Call it the "Filthy Oar"


----------



## Fstbttms (Feb 25, 2003)

Why would you for one minute worry about whether the state will "let" you register the name or not? It's your friggin' boat, for God's sake. Put whatever name you want on the registration form (or none at all) and have "Filthy Whore" writ as large as you like on the transom. It's not like they're gonna come down to the marina to check.


----------



## artbyjody (Jan 4, 2008)

Here are some work arounds:

The feminine of this, _*hōrōn-,_ became _hōre_ in Old English, the ancestor of Modern English _whore.

_Norwegian: hore, ludder
Slovak: prostitútka, pobehlica
Slovenian: kurba
Spanish: puta
Swedish: hora
Turkish: orospu, fahişe
Czech: děvka, kurva
Danish: hore
Estonian: hoor
Greek: πόρνη
Hungarian: kurva
Indonesian: pelacur
Italian: puttana

That'll get you past the govt screening process 

of course you may just want to name it "No Foul" !


----------



## thekeip (Aug 8, 2007)

How about 'my friggin boat' ??
Howard 
Berkeley


----------



## ows1id (Mar 2, 2003)

I Would Think That A "clean Whore" Would Be More Acceptable


----------



## capttb (Dec 13, 2003)

As Fstbttms pointed out, YOU are the one gonna be on
the radio saying "This is The Filthy Whore on 16". What's the state got to do with it ? It would surprise me if you couldn't document that name.
But I got to tell ya, seems like a rotten name for a good boat.


----------



## Plumper (Nov 21, 2007)

I always liked "Spreader Boots."


----------



## sailaway21 (Sep 4, 2006)

An interesting concept on the naming of the vessel that purports to carry you and all you hold dear over the horizon.
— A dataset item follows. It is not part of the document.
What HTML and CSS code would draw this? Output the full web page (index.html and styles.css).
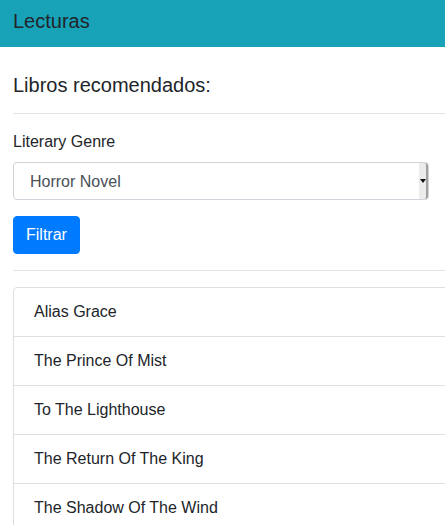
FILE: index.html
```html
<!DOCTYPE html>
<html lang="es">
<head>
<meta charset="utf-8">
<title>Lecturas</title>
<link rel="stylesheet" href="styles.css">
</head>
<body>
<nav class="navbar"><span class="brand">Lecturas</span></nav>
<main class="container">
  <h5 class="title">Libros recomendados:</h5>
  <hr class="divider">
  <form class="filter">
    <label class="label" for="genre">Literary Genre</label>
    <div class="select-wrap">
      <select id="genre" class="select">
        <option>Horror Novel</option>
      </select>
      <span class="select-btn"><span class="caret"></span></span>
    </div>
    <button type="button" class="btn">Filtrar</button>
  </form>
  <hr class="divider">
  <ul class="list">
    <li class="item">Alias Grace</li>
    <li class="item">The Prince Of Mist</li>
    <li class="item">To The Lighthouse</li>
    <li class="item">The Return Of The King</li>
    <li class="item">The Shadow Of The Wind</li>
  </ul>
</main>
</body>
</html>
```

FILE: styles.css
```css
html, body {
  margin: 0;
  padding: 0;
  overflow: hidden;
}
body {
  font-family: "Liberation Sans", Arial, sans-serif;
  font-size: 16px;
  line-height: 1.5;
  color: #212529;
  background: #fff;
}
.navbar {
  height: 47px;
  box-sizing: border-box;
  background: #17a2b8;
  padding: 6px 13px 0;
}
.brand {
  display: block;
  font-size: 20px;
  line-height: 30px;
  color: #212529;
}
.container {
  width: 480px;
  padding: 0 0 0 13px;
}
.title {
  margin: 26px 0 0;
  font-size: 20px;
  font-weight: 400;
  line-height: 24px;
}
.divider {
  margin: 16px 0 0;
  border: 0;
  border-top: 1px solid #e5e5e5;
  height: 0;
}
.filter {
  padding-top: 16px;
  display: flex;
  flex-direction: column;
  align-items: flex-start;
}
.label {
  display: block;
  margin-bottom: 8px;
  line-height: 24px;
}
.select-wrap {
  position: relative;
  width: 416px;
  height: 38px;
}
.select {
  display: block;
  width: 416px;
  height: 38px;
  box-sizing: border-box;
  -webkit-appearance: none;
  appearance: none;
  border: 1px solid #ced4da;
  border-radius: 4px;
  background: #fff;
  padding: 0 16px;
  font-family: inherit;
  font-size: 16px;
  color: #495057;
}
.select-btn {
  position: absolute;
  top: 1px;
  right: 1px;
  width: 9px;
  height: 36px;
  background: #ececec;
  border-right: 2px solid #a0a0a0;
  box-sizing: border-box;
  display: flex;
  align-items: center;
  justify-content: center;
  border-radius: 0 3px 3px 0;
}
.caret {
  width: 0;
  height: 0;
  border-left: 3px solid transparent;
  border-right: 3px solid transparent;
  border-top: 4px solid #111;
}
.btn {
  margin-top: 16px;
  height: 38px;
  padding: 0 12px;
  border: 1px solid #007bff;
  border-radius: 4px;
  background: #007bff;
  color: #fff;
  font-family: inherit;
  font-size: 16px;
  line-height: 24px;
}
.list {
  list-style: none;
  margin: 16px 0 0;
  padding: 0;
  border: 1px solid #dfdfdf;
  border-radius: 4px;
}
.item {
  padding: 12px 20px;
  line-height: 24px;
  border-top: 1px solid #dfdfdf;
}
.item:first-child {
  border-top: 0;
}
```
I don't worry a lot about fate but neither do I go out of my way to tempt it. Pick a decent name that will show you're proud of your boat and give her a reason to be proud of you.

If she sinks on you in the middle of Mobile Bay feel free to dive on her and carve your childhood dream name across her transom. (g)


----------



## tjaldur (Mar 1, 2008)

I can not help it, but my mind pictures the different situations that may arise if ever you need to call the coast station for help on the VHF:

"Filthy Whore adrift", "Filthy Whore takes in water", "Filthy Whore grounded", "Filthy Whore demasted" etc.


----------



## cosmoking (Mar 19, 2008)

*The Filthy Whore*

This is a sister ship to my own Coronado 41. I met the owners about 1 year ago at the haulout yard here in Seattle. Great folks!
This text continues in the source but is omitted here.